■ Task instructions
Output all the data exactly. Pictures do not belong in the copy.
===============
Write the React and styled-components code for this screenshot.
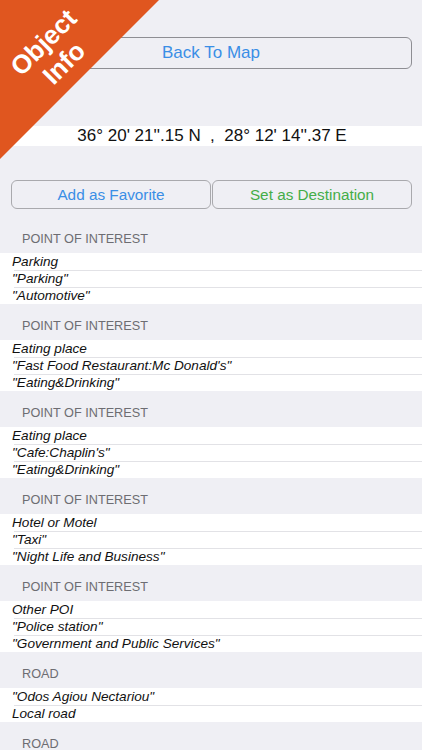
import React from "react";
import styled, { createGlobalStyle } from "styled-components";

const Global = createGlobalStyle`
  html, body { margin: 0; padding: 0; background: #efeff4; }
  body { font-family: "Liberation Sans", Arial, sans-serif; overflow: hidden; }
  * { box-sizing: border-box; }
`;

const Page = styled.div`
  position: relative;
  width: 422px;
  height: 750px;
  overflow: hidden;
  background: #efeff4;
  display: flex;
  flex-direction: column;
`;

const StatusBar = styled.div`
  height: 37px;
  flex: none;
`;

const TopBar = styled.div`
  display: flex;
  padding: 0 10px 0 10px;
`;

const OutlineButton = styled.button`
  flex: 1;
  height: ${(p) => p.$h}px;
  background: transparent;
  border: 1px solid ${(p) => p.$border || "#a9a9ad"};
  border-radius: 6px;
  color: ${(p) => p.$color};
  font-family: "Liberation Sans", Arial, sans-serif;
  font-size: ${(p) => p.$size}px;
  padding: 0;
  display: flex;
  align-items: center;
  justify-content: center;
  cursor: pointer;
`;

const CoordBar = styled.div`
  margin-top: 57px;
  height: 25px;
  background: #ffffff;
  display: flex;
  align-items: center;
  justify-content: center;
  font-size: 17px;
  color: #111;
  white-space: pre;
  padding-left: 2px;
`;

const ActionRow = styled.div`
  margin-top: 34px;
  display: flex;
  padding: 0 10px 0 11px;
  gap: 1px;
`;

const Sections = styled.div`
  margin-top: 8px;
  display: flex;
  flex-direction: column;
`;

const SectionHeader = styled.div`
  height: 36px;
  padding: 15px 0 0 22px;
  font-size: 12.7px;
  color: #6d6d72;
  text-transform: uppercase;
  line-height: 15px;
`;

const Group = styled.div`
  background: #ffffff;
  display: flex;
  flex-direction: column;
`;

const Row = styled.div`
  position: relative;
  height: 17px;
  line-height: 17px;
  padding-left: 12px;
  font-size: 13.6px;
  font-style: italic;
  color: #111;
  white-space: nowrap;
  & + & {
    &::before {
      content: "";
      position: absolute;
      left: 14px;
      right: 0;
      top: 0;
      height: 1px;
      background: #e2e2e6;
    }
  }
`;

const Corner = styled.div`
  position: absolute;
  left: 0;
  top: 0;
  width: 159px;
  height: 159px;
  background: #e0561f;
  clip-path: polygon(0 0, 100% 0, 0 100%);
  pointer-events: none;
`;

const CornerText = styled.div`
  position: absolute;
  left: 54px;
  top: 53px;
  transform: translate(-50%, -50%) rotate(-45deg);
  color: #ffffff;
  font-family: "Liberation Sans", Arial, sans-serif;
  font-weight: bold;
  font-size: 26px;
  line-height: 29px;
  text-align: center;
  white-space: nowrap;
`;

const sections = [
  { title: "Point of Interest", rows: ["Parking", '"Parking"', '"Automotive"'] },
  {
    title: "Point of Interest",
    rows: ["Eating place", '"Fast Food Restaurant:Mc Donald\'s"', '"Eating&Drinking"'],
  },
  { title: "Point of Interest", rows: ["Eating place", '"Cafe:Chaplin\'s"', '"Eating&Drinking"'] },
  {
    title: "Point of Interest",
    rows: ["Hotel or Motel", '"Taxi"', '"Night Life and Business"'],
  },
  {
    title: "Point of Interest",
    rows: ["Other POI", '"Police station"', '"Government and Public Services"'],
  },
  { title: "Road", rows: ['"Odos Agiou Nectariou"', "Local road"] },
  { title: "Road", rows: ['"Odos Agiou Nectariou"', "Local road"] },
];

export default function App() {
  return (
    <>
      <Global />
      <Page>
        <StatusBar />
        <TopBar>
          <OutlineButton $h={32} $size={17} $color="#3a8ee6" $border="#8e8e93">
            Back To Map
          </OutlineButton>
        </TopBar>
        <CoordBar>{"36° 20' 21''.15 N  ,  28° 12' 14''.37 E"}</CoordBar>
        <ActionRow>
          <OutlineButton $h={29} $size={15.3} $color="#3a8ee6">
            Add as Favorite
          </OutlineButton>
          <OutlineButton $h={29} $size={15.3} $color="#44ad48">
            Set as Destination
          </OutlineButton>
        </ActionRow>
        <Sections>
          {sections.map((s, i) => (
            <React.Fragment key={i}>
              <SectionHeader>{s.title}</SectionHeader>
              <Group>
                {s.rows.map((r, j) => (
                  <Row key={j}>{r}</Row>
                ))}
              </Group>
            </React.Fragment>
          ))}
        </Sections>
        <Corner>
          <CornerText>
            Object
            <br />
            Info
          </CornerText>
        </Corner>
      </Page>
    </>
  );
}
===============
■ Answer to this task
Write the React and styled-components code for this screenshot.
import React from "react";
import styled, { createGlobalStyle } from "styled-components";

const Global = createGlobalStyle`
  html, body { margin: 0; padding: 0; background: #efeff4; }
  body { font-family: "Liberation Sans", Arial, sans-serif; overflow: hidden; }
  * { box-sizing: border-box; }
`;

const Page = styled.div`
  position: relative;
  width: 422px;
  height: 750px;
  overflow: hidden;
  background: #efeff4;
  display: flex;
  flex-direction: column;
`;

const StatusBar = styled.div`
  height: 37px;
  flex: none;
`;

const TopBar = styled.div`
  display: flex;
  padding: 0 10px 0 10px;
`;

const OutlineButton = styled.button`
  flex: 1;
  height: ${(p) => p.$h}px;
  background: transparent;
  border: 1px solid ${(p) => p.$border || "#a9a9ad"};
  border-radius: 6px;
  color: ${(p) => p.$color};
  font-family: "Liberation Sans", Arial, sans-serif;
  font-size: ${(p) => p.$size}px;
  padding: 0;
  display: flex;
  align-items: center;
  justify-content: center;
  cursor: pointer;
`;

const CoordBar = styled.div`
  margin-top: 57px;
  height: 25px;
  background: #ffffff;
  display: flex;
  align-items: center;
  justify-content: center;
  font-size: 17px;
  color: #111;
  white-space: pre;
  padding-left: 2px;
`;

const ActionRow = styled.div`
  margin-top: 34px;
  display: flex;
  padding: 0 10px 0 11px;
  gap: 1px;
`;

const Sections = styled.div`
  margin-top: 8px;
  display: flex;
  flex-direction: column;
`;

const SectionHeader = styled.div`
  height: 36px;
  padding: 15px 0 0 22px;
  font-size: 12.7px;
  color: #6d6d72;
  text-transform: uppercase;
  line-height: 15px;
`;

const Group = styled.div`
  background: #ffffff;
  display: flex;
  flex-direction: column;
`;

const Row = styled.div`
  position: relative;
  height: 17px;
  line-height: 17px;
  padding-left: 12px;
  font-size: 13.6px;
  font-style: italic;
  color: #111;
  white-space: nowrap;
  & + & {
    &::before {
      content: "";
      position: absolute;
      left: 14px;
      right: 0;
      top: 0;
      height: 1px;
      background: #e2e2e6;
    }
  }
`;

const Corner = styled.div`
  position: absolute;
  left: 0;
  top: 0;
  width: 159px;
  height: 159px;
  background: #e0561f;
  clip-path: polygon(0 0, 100% 0, 0 100%);
  pointer-events: none;
`;

const CornerText = styled.div`
  position: absolute;
  left: 54px;
  top: 53px;
  transform: translate(-50%, -50%) rotate(-45deg);
  color: #ffffff;
  font-family: "Liberation Sans", Arial, sans-serif;
  font-weight: bold;
  font-size: 26px;
  line-height: 29px;
  text-align: center;
  white-space: nowrap;
`;

const sections = [
  { title: "Point of Interest", rows: ["Parking", '"Parking"', '"Automotive"'] },
  {
    title: "Point of Interest",
    rows: ["Eating place", '"Fast Food Restaurant:Mc Donald\'s"', '"Eating&Drinking"'],
  },
  { title: "Point of Interest", rows: ["Eating place", '"Cafe:Chaplin\'s"', '"Eating&Drinking"'] },
  {
    title: "Point of Interest",
    rows: ["Hotel or Motel", '"Taxi"', '"Night Life and Business"'],
  },
  {
    title: "Point of Interest",
    rows: ["Other POI", '"Police station"', '"Government and Public Services"'],
  },
  { title: "Road", rows: ['"Odos Agiou Nectariou"', "Local road"] },
  { title: "Road", rows: ['"Odos Agiou Nectariou"', "Local road"] },
];

export default function App() {
  return (
    <>
      <Global />
      <Page>
        <StatusBar />
        <TopBar>
          <OutlineButton $h={32} $size={17} $color="#3a8ee6" $border="#8e8e93">
            Back To Map
          </OutlineButton>
        </TopBar>
        <CoordBar>{"36° 20' 21''.15 N  ,  28° 12' 14''.37 E"}</CoordBar>
        <ActionRow>
          <OutlineButton $h={29} $size={15.3} $color="#3a8ee6">
            Add as Favorite
          </OutlineButton>
          <OutlineButton $h={29} $size={15.3} $color="#44ad48">
            Set as Destination
          </OutlineButton>
        </ActionRow>
        <Sections>
          {sections.map((s, i) => (
            <React.Fragment key={i}>
              <SectionHeader>{s.title}</SectionHeader>
              <Group>
                {s.rows.map((r, j) => (
                  <Row key={j}>{r}</Row>
                ))}
              </Group>
            </React.Fragment>
          ))}
        </Sections>
        <Corner>
          <CornerText>
            Object
            <br />
            Info
          </CornerText>
        </Corner>
      </Page>
    </>
  );
}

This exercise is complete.